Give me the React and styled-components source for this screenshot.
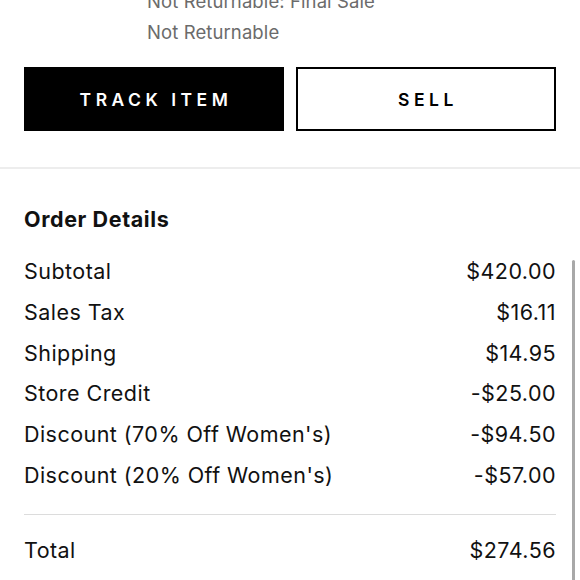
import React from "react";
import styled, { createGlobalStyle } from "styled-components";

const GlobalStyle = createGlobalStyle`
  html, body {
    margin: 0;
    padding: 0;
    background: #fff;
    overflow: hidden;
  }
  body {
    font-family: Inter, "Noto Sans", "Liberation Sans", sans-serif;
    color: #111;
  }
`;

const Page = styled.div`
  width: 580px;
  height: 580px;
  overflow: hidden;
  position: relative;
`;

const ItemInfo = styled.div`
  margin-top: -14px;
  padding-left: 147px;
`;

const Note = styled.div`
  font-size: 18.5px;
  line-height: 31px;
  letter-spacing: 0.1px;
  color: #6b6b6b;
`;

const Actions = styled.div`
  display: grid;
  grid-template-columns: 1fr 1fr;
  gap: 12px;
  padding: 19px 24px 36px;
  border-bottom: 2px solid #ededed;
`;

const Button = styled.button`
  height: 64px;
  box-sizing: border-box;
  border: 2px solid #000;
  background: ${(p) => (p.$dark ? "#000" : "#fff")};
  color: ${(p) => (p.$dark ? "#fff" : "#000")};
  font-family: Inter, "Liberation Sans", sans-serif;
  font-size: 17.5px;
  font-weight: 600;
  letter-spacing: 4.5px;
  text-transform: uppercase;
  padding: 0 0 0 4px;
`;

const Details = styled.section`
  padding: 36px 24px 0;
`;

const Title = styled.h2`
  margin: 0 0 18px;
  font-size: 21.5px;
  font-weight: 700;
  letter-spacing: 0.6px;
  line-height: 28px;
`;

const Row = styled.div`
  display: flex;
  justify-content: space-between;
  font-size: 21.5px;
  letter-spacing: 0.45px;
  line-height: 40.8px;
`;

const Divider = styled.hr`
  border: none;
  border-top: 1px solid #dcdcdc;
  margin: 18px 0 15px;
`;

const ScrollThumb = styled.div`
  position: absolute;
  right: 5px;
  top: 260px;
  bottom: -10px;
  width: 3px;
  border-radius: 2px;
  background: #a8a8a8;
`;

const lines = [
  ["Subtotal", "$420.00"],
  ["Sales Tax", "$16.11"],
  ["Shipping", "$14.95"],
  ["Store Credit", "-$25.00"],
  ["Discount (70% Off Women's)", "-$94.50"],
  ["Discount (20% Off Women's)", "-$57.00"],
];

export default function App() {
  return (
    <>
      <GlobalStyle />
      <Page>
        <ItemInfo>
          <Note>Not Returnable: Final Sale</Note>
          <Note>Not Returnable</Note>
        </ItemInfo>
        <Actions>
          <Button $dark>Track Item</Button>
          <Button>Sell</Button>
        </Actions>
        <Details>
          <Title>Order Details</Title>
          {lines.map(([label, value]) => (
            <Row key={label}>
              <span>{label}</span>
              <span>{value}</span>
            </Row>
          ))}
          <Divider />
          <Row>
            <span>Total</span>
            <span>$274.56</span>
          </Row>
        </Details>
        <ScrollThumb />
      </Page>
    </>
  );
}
———
> _BRIEF_: Return each line from the material above exactly, but not the pictures.

> _REPLY_:
Give me the React and styled-components source for this screenshot.
import React from "react";
import styled, { createGlobalStyle } from "styled-components";

const GlobalStyle = createGlobalStyle`
  html, body {
    margin: 0;
    padding: 0;
    background: #fff;
    overflow: hidden;
  }
  body {
    font-family: Inter, "Noto Sans", "Liberation Sans", sans-serif;
    color: #111;
  }
`;

const Page = styled.div`
  width: 580px;
  height: 580px;
  overflow: hidden;
  position: relative;
`;

const ItemInfo = styled.div`
  margin-top: -14px;
  padding-left: 147px;
`;

const Note = styled.div`
  font-size: 18.5px;
  line-height: 31px;
  letter-spacing: 0.1px;
  color: #6b6b6b;
`;

const Actions = styled.div`
  display: grid;
  grid-template-columns: 1fr 1fr;
  gap: 12px;
  padding: 19px 24px 36px;
  border-bottom: 2px solid #ededed;
`;

const Button = styled.button`
  height: 64px;
  box-sizing: border-box;
  border: 2px solid #000;
  background: ${(p) => (p.$dark ? "#000" : "#fff")};
  color: ${(p) => (p.$dark ? "#fff" : "#000")};
  font-family: Inter, "Liberation Sans", sans-serif;
  font-size: 17.5px;
  font-weight: 600;
  letter-spacing: 4.5px;
  text-transform: uppercase;
  padding: 0 0 0 4px;
`;

const Details = styled.section`
  padding: 36px 24px 0;
`;

const Title = styled.h2`
  margin: 0 0 18px;
  font-size: 21.5px;
  font-weight: 700;
  letter-spacing: 0.6px;
  line-height: 28px;
`;

const Row = styled.div`
  display: flex;
  justify-content: space-between;
  font-size: 21.5px;
  letter-spacing: 0.45px;
  line-height: 40.8px;
`;

const Divider = styled.hr`
  border: none;
  border-top: 1px solid #dcdcdc;
  margin: 18px 0 15px;
`;

const ScrollThumb = styled.div`
  position: absolute;
  right: 5px;
  top: 260px;
  bottom: -10px;
  width: 3px;
  border-radius: 2px;
  background: #a8a8a8;
`;

const lines = [
  ["Subtotal", "$420.00"],
  ["Sales Tax", "$16.11"],
  ["Shipping", "$14.95"],
  ["Store Credit", "-$25.00"],
  ["Discount (70% Off Women's)", "-$94.50"],
  ["Discount (20% Off Women's)", "-$57.00"],
];

export default function App() {
  return (
    <>
      <GlobalStyle />
      <Page>
        <ItemInfo>
          <Note>Not Returnable: Final Sale</Note>
          <Note>Not Returnable</Note>
        </ItemInfo>
        <Actions>
          <Button $dark>Track Item</Button>
          <Button>Sell</Button>
        </Actions>
        <Details>
          <Title>Order Details</Title>
          {lines.map(([label, value]) => (
            <Row key={label}>
              <span>{label}</span>
              <span>{value}</span>
            </Row>
          ))}
          <Divider />
          <Row>
            <span>Total</span>
            <span>$274.56</span>
          </Row>
        </Details>
        <ScrollThumb />
      </Page>
    </>
  );
}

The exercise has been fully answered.